Oh, back to my sleep issues. Trying to determine if it is celiac disease related or stress related. Both? Most likely I will never know. I had been sleeping late - unheard of for me. I got fed up on Easter when everyone enjoyed my egg casserole and pumpkin bread and Coach's pancakes. My sad little plate only had a helping of the gluten free version of the egg dish.
Since I feed everyone most of the time (Coach grills), someday I want someone in the family to surprise me with a gluten free recipe just because they think I should eat something awesome like they all do. ** not holding my breath**
I quickly googled a recipe for gluten free pancakes made with bananas. I made them early on after my celiac diagnosis. They weren't great but I like a little sweet, OK a lot of sweet, at certain meals. With syrup they were edible, isn't everything edible with syrup? OMG, I sound like Tank. I found a version with almond flour, which I had on hand. Whipped up a batch. I now wonder if the almond flour didn't agree with me.
Have I told you that I am essentially a little old woman? If I eat almost the same thing every day, I do just fine. I change up dinner most nights, but it is just a rotation of approved meals.
I also decided that it was OK for me to have a tablespoon, or three, OK four -at times, of Kirkland Trail Mix here and there over the last week. I stopped eating that a few years ago because the dietitian suggested that cashews are tough to digest adn that might be what was throwing off my sleep (and by throwing off, I mean I really was NOT sleeping other than like 3 or 4 hours or less). Plus this trail mix is from a place where they handle wheat. Damn that wheat. Or is it the cashews.
Well, I am trying to eat healthy and I am working out a lot so I figure a bite of trail mix could hold me over between meals. I should be smarter than this since I really value a good night sleep. Add in there my fear of replacing Lurch's baby and ingesting leftover banana gluten free pancakes that are not part of my old lady diet and I have been a hot, not-sleeping mess.
Last night, I slept better. No trail mix. No banana pancakes - sometimes I have to go off the rails to remember I have issues. I chose to relax a bit about the babysitting deal because my blog friends told me everything would be fine. And I took some melatonin. Beautiful.
Just as I was about to climb into bed Tank came unglued. He is fixated on getting into a ROTC program, but he is worried that his ADD will prevent him from being accepted.
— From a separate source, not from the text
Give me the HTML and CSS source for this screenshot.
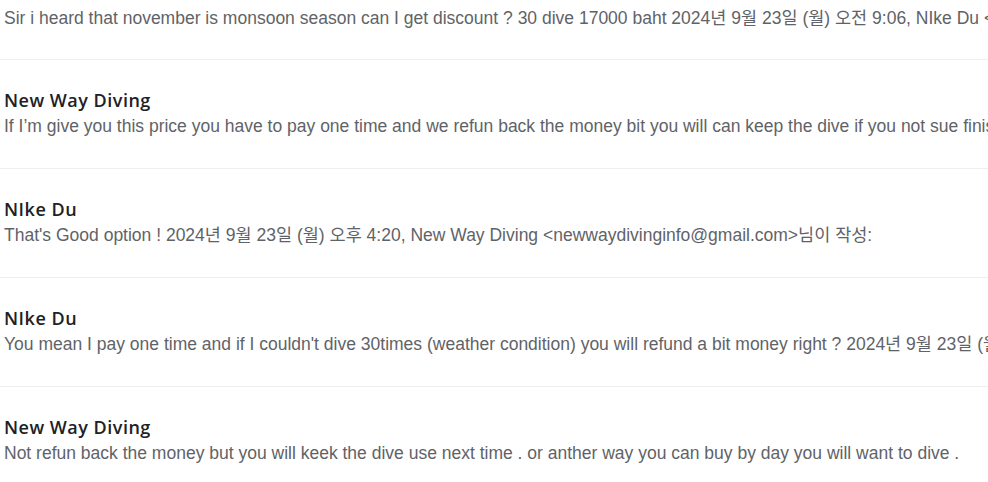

I have tried to suggest that he come up with a backup plan he could live with. Still: fixated. Last night he decided that they might look at EVERY medical appointment he had in his entire life. What if they see that one ADD med made him develop OCD tendencies for like 2 weeks?
Me: You were 11. I told them to get you off the medicine. Then you were fine. No one is going to dig that far back in your medical history. You weren't diagnosed with OCD. You just reacted badly to a medication. Your ADD is not really an issue - you barely take your meds. You have good grades and your teachers are going to write you amazing letter of recommendation. SETTLE YOUR ASS DOWN, MOMMY NEEDS TO SLEEP!
So, I am not the only one with issues. It's a family thing.